Oh, I had good science fiction premise, a fast-moving plot, interesting characters, and a (I hope) fascinating setting. I’d had the idea for the book, I just hadn’t discovered the big idea within the book.
Books can be born many different ways. The Cityborn began with a striking image: that of a young man scavenging for survival on a giant trash heap, outside a great city.
My process for building a novel from such an idea is similar to that of an oyster crafting a pearl around a piece of grit. I ask myself questions: “Why did that rubbish heap form? How big is it? What kind of city created it? Who lives there? Why are some of them reduced to scavenging? Who rules this city, and why do they allow this to continue?” My answers to those questions gave me the skeleton of my story. In The Cityborn’s case, it looks like this:
The metal City towers at the centre of the mountain-ringed Heartland. It straddles the Canyon, filled almost to the brim with centuries’ worth of rubbish and waste, a gigantic trash heap known as the Middens. The City is stratified and authoritarian, ruled by with an iron fist by the First Officer, in the name of the semi-mythical Captain. Armed Provosts enforce the First Officer’s decrees.
The Officers, the ruling class, live in luxury on the Eleventh and Twelfth Tiers, while the poor live hand-to-mouth on the First and Second Tiers. (The middle classes live…wait for it!…in the middle Tiers. Clever, huh?) Criminals and other outcasts fight for survival in the Middens, where the City’s law does not extend and vicious gangs rule.
The young man from my initial vision, Danyl, has been raised in the Middens by an old scavenger, who claims to have found him abandoned as a baby. Meanwhile, Alania, ward of a cold, distant Officer, lives on Twelfth, a pampered prisoner, never permitted to explore the City or the surrounding Heartland.

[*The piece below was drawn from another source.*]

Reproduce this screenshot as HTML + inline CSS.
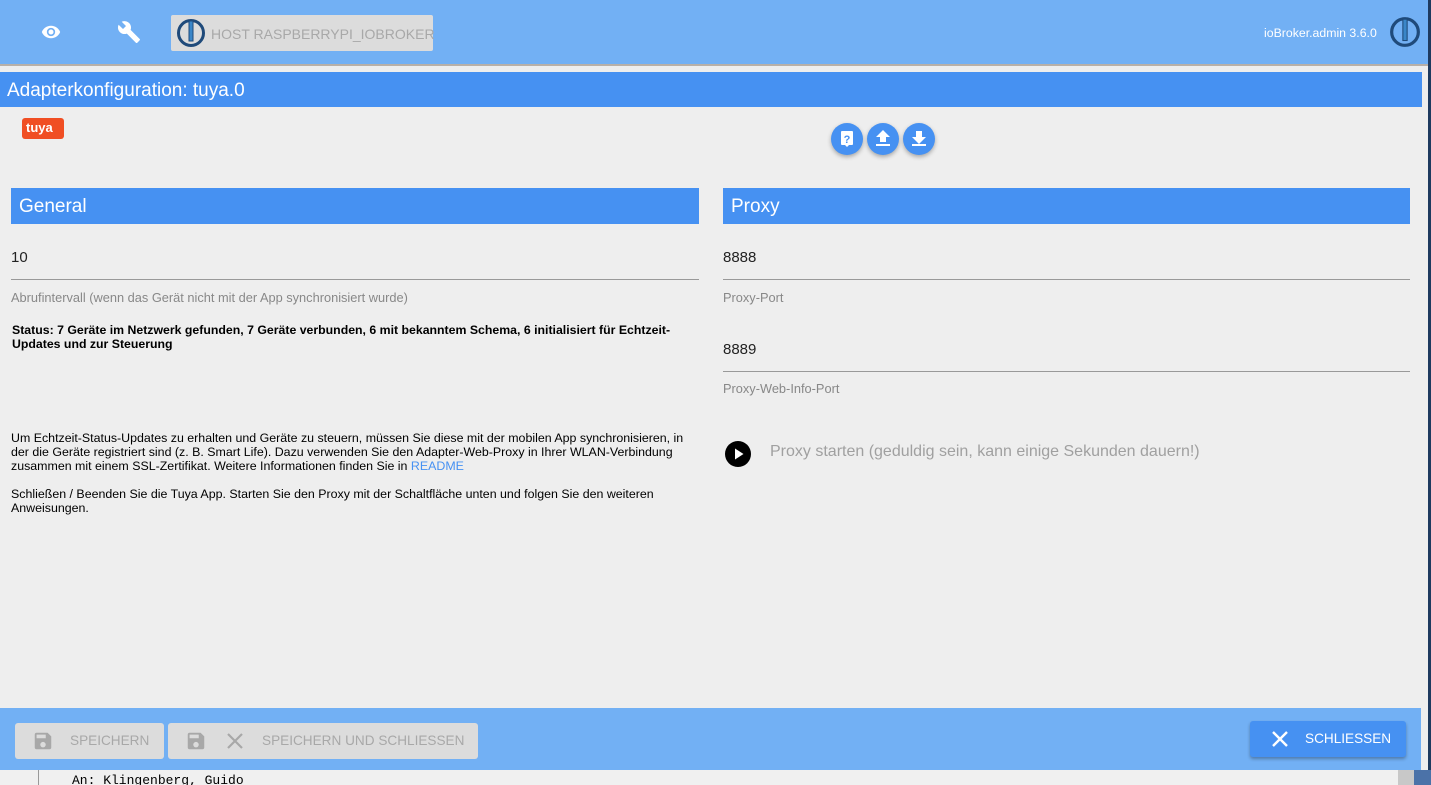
<!DOCTYPE html>
<html><head><meta charset="utf-8"><style>
*{margin:0;padding:0;box-sizing:border-box}
html,body{width:1431px;height:785px;overflow:hidden}
body{background:#1e3a5f;font-family:"Liberation Sans",Arial,sans-serif;position:relative}
.abs{position:absolute}
#top{left:0;top:0;width:1428px;height:66px;background:#72b0f4;border-bottom:2px solid #b8b0a8}
#main{left:0;top:66px;width:1428px;height:704px;background:#eeeeee}
#title{left:0;top:72px;width:1422px;height:35px;background:#4691f2;color:#fff;font-size:19px;padding:8px 7px}
.hdr{height:36px;background:#4691f2;color:#fff;font-size:19px;padding:8px 8px}
.val{font-size:15px;color:#222}
.line{height:1px;background:#999}
.lbl{font-size:12.8px;color:#888}
.fab{width:32px;height:32px;border-radius:50%;background:#4691f2;box-shadow:0 2px 4px rgba(0,0,0,.3)}
#bottom{left:0;top:708px;width:1421px;height:62px;background:#72b0f4}
.btn{background:#dcdcdc;border-radius:3px;color:#a8a8a8;font-size:13.6px;height:36px;top:723px}
</style></head><body>
<div id="top" class="abs"></div>
<svg class="abs" style="left:38px;top:22px" width="26" height="20" viewBox="0 0 24 24"><path fill="#fff" d="M12 4.5C7 4.5 2.7 7.6 1 12c1.7 4.4 6 7.5 11 7.5s9.3-3.1 11-7.5c-1.7-4.4-6-7.5-11-7.5zM12 17a5 5 0 1 1 0-10 5 5 0 0 1 0 10zm0-8a3 3 0 1 0 0 6 3 3 0 0 0 0-6z"/></svg>
<svg class="abs" style="left:117px;top:20px" width="24" height="24" viewBox="0 0 24 24"><path fill="#fff" d="M22.7 19l-9.1-9.1c.9-2.3.4-5-1.5-6.9-2-2-5-2.4-7.4-1.3L9 6 6 9 1.6 4.7C.4 7.1.9 10.1 2.9 12.1c1.9 1.9 4.6 2.4 6.9 1.5l9.1 9.1c.4.4 1 .4 1.4 0l2.3-2.3c.5-.4.5-1.1.1-1.4z"/></svg>
<div class="abs" style="left:171px;top:15px;width:262px;height:36px;background:#dcdcdc;border-radius:2px"></div>
<svg class="abs" style="left:176px;top:18px" width="30" height="30" viewBox="0 0 30 30"><circle cx="15" cy="15" r="12.5" fill="none" stroke="#1f4a7a" stroke-width="3"/><rect x="13" y="3" width="4" height="20" fill="#3a86c8" stroke="#1f4a7a" stroke-width="1"/></svg>
<div class="abs" style="left:211px;top:26px;font-size:14px;color:#a8a8a8">HOST RASPBERRYPI_IOBROKER</div>
<div class="abs" style="left:1264px;top:26px;font-size:12.3px;color:#fff">ioBroker.admin 3.6.0</div>
<svg class="abs" style="left:1389px;top:16px" width="32" height="32" viewBox="0 0 30 30"><circle cx="15" cy="15" r="12.5" fill="none" stroke="#1f4a7a" stroke-width="3"/><rect x="13" y="3" width="4" height="20" fill="#3a86c8" stroke="#1f4a7a" stroke-width="1"/></svg>
<div id="main" class="abs"></div>
<div id="title" class="abs">Adapterkonfiguration: tuya.0</div>
<div class="abs" style="left:22px;top:118px;width:42px;height:21px;background:#f04e23;border-radius:3px;color:#fff;font-weight:bold;font-size:13px;padding:2px 0 0 4px">tuya</div>
<div class="abs fab" style="left:831px;top:123px"><svg width="32" height="32" viewBox="0 0 32 32"><rect x="10" y="8" width="12" height="14" rx="1" fill="#fff"/><path d="M14 22l2 2 2-2z" fill="#fff"/><text x="16" y="20" font-size="11" font-weight="bold" text-anchor="middle" fill="#4691f2" font-family="Liberation Sans">?</text></svg></div>
<div class="abs fab" style="left:867px;top:123px"><svg width="32" height="32" viewBox="0 0 32 32"><path fill="#fff" d="M13 19h6v-5h4l-7-7-7 7h4zM9 21h14v2H9z"/></svg></div>
<div class="abs fab" style="left:903px;top:123px"><svg width="32" height="32" viewBox="0 0 32 32"><path fill="#fff" d="M23 14h-4V8h-6v6H9l7 7zM9 21h14v2H9z"/></svg></div>

<div class="abs hdr" style="left:11px;top:188px;width:688px">General</div>
<div class="abs val" style="left:11px;top:249px">10</div>
<div class="abs line" style="left:11px;top:279px;width:688px"></div>
<div class="abs lbl" style="left:11px;top:290px">Abrufintervall (wenn das Gerät nicht mit der App synchronisiert wurde)</div>
<div class="abs" style="left:12px;top:323px;width:690px;font-size:12.3px;font-weight:bold;color:#000;line-height:14px">Status: 7 Geräte im Netzwerk gefunden, 7 Geräte verbunden, 6 mit bekanntem Schema, 6 initialisiert für Echtzeit-Updates und zur Steuerung</div>
<div class="abs" style="left:11px;top:431px;width:692px;font-size:12.4px;color:#000;line-height:14px">Um Echtzeit-Status-Updates zu erhalten und Geräte zu steuern, müssen Sie diese mit der mobilen App synchronisieren, in der die Geräte registriert sind (z. B. Smart Life). Dazu verwenden Sie den Adapter-Web-Proxy in Ihrer WLAN-Verbindung zusammen mit einem SSL-Zertifikat. Weitere Informationen finden Sie in <span style="color:#4691f2">README</span><br><br>Schließen / Beenden Sie die Tuya App. Starten Sie den Proxy mit der Schaltfläche unten und folgen Sie den weiteren Anweisungen.</div>

<div class="abs hdr" style="left:723px;top:188px;width:687px">Proxy</div>
<div class="abs val" style="left:723px;top:249px">8888</div>
<div class="abs line" style="left:723px;top:279px;width:687px"></div>
<div class="abs lbl" style="left:723px;top:290px">Proxy-Port</div>
<div class="abs val" style="left:723px;top:341px">8889</div>
<div class="abs line" style="left:723px;top:371px;width:687px"></div>
<div class="abs lbl" style="left:723px;top:381px">Proxy-Web-Info-Port</div>
<svg class="abs" style="left:724px;top:440px" width="28" height="28" viewBox="0 0 28 28"><circle cx="14" cy="14" r="13" fill="#000"/><path d="M11 8.5v11l8.5-5.5z" fill="#fff"/></svg>
<div class="abs" style="left:770px;top:443px;font-size:16px;color:#a0a0a0">Proxy starten (geduldig sein, kann einige Sekunden dauern!)</div>

<div class="abs" style="left:0;top:770px;width:1431px;height:15px;background:#f0f0f0"></div>
<div class="abs" style="left:38px;top:770px;width:1px;height:15px;background:#999"></div>
<div class="abs" style="left:1398px;top:770px;width:16px;height:15px;background:#c8c8c8"></div>
<div class="abs" style="left:1414px;top:770px;width:17px;height:15px;background:#4b72a8"></div>
<div class="abs" style="left:72px;top:773px;font-family:'Liberation Mono',monospace;font-size:13px;color:#000">An: Klingenberg, Guido</div>
<div class="abs" style="left:1421px;top:708px;width:7px;height:62px;background:#eeeeee"></div>
<div id="bottom" class="abs"></div>
<div class="abs btn" style="left:15px;width:149px"><svg class="abs" style="left:17px;top:7px" width="22" height="22" viewBox="0 0 24 24"><path fill="#a8a8a8" d="M17 3H5a2 2 0 0 0-2 2v14a2 2 0 0 0 2 2h14a2 2 0 0 0 2-2V7zm-5 16a3 3 0 1 1 0-6 3 3 0 0 1 0 6zm3-10H5V5h10z"/></svg><span class="abs" style="left:55px;top:10px">SPEICHERN</span></div>
<div class="abs btn" style="left:168px;width:310px"><svg class="abs" style="left:17px;top:7px" width="22" height="22" viewBox="0 0 24 24"><path fill="#a8a8a8" d="M17 3H5a2 2 0 0 0-2 2v14a2 2 0 0 0 2 2h14a2 2 0 0 0 2-2V7zm-5 16a3 3 0 1 1 0-6 3 3 0 0 1 0 6zm3-10H5V5h10z"/></svg><svg class="abs" style="left:57px;top:8px" width="20" height="20" viewBox="0 0 20 20"><path d="M3 3l14 14M17 3L3 17" stroke="#a8a8a8" stroke-width="2.2"/></svg><span class="abs" style="left:94px;top:10px">SPEICHERN UND SCHLIESSEN</span></div>
<div class="abs" style="left:1250px;top:721px;width:156px;height:36px;background:#4691f2;border-radius:3px;box-shadow:0 2px 3px rgba(0,0,0,.3);color:#fff;font-size:13.6px"><svg class="abs" style="left:20px;top:8px" width="20" height="20" viewBox="0 0 20 20"><path d="M3 3l14 14M17 3L3 17" stroke="#fff" stroke-width="2.4"/></svg><span class="abs" style="left:55px;top:10px">SCHLIESSEN</span></div>
</body></html>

The plot gets cracking when Alania, fleeing from an unexpected attack on Twelfth, plunges into the Middens—and into Danyl’s life. Suddenly, the Provosts are after both of them, and they don’t know why. As they are pursued down the Canyon, into the Heartland, to the mountains of the north and back again, they learn secrets about who and what they are…and the actions they take in response will determine the fate of the City and everyone who lives there.
That last vague cover-blurb sentence is where I found the Big Idea that grew out of the “little idea” that provided the plot. It came to me in a literal epiphany, one morning while I was writing in Atlantis Coffee in downtown Regina (a favorite haunt of mine; it’s at the corner of Hamilton Street and Victoria Avenue, should you ever be in town and want to check it out. Tell them I sent you).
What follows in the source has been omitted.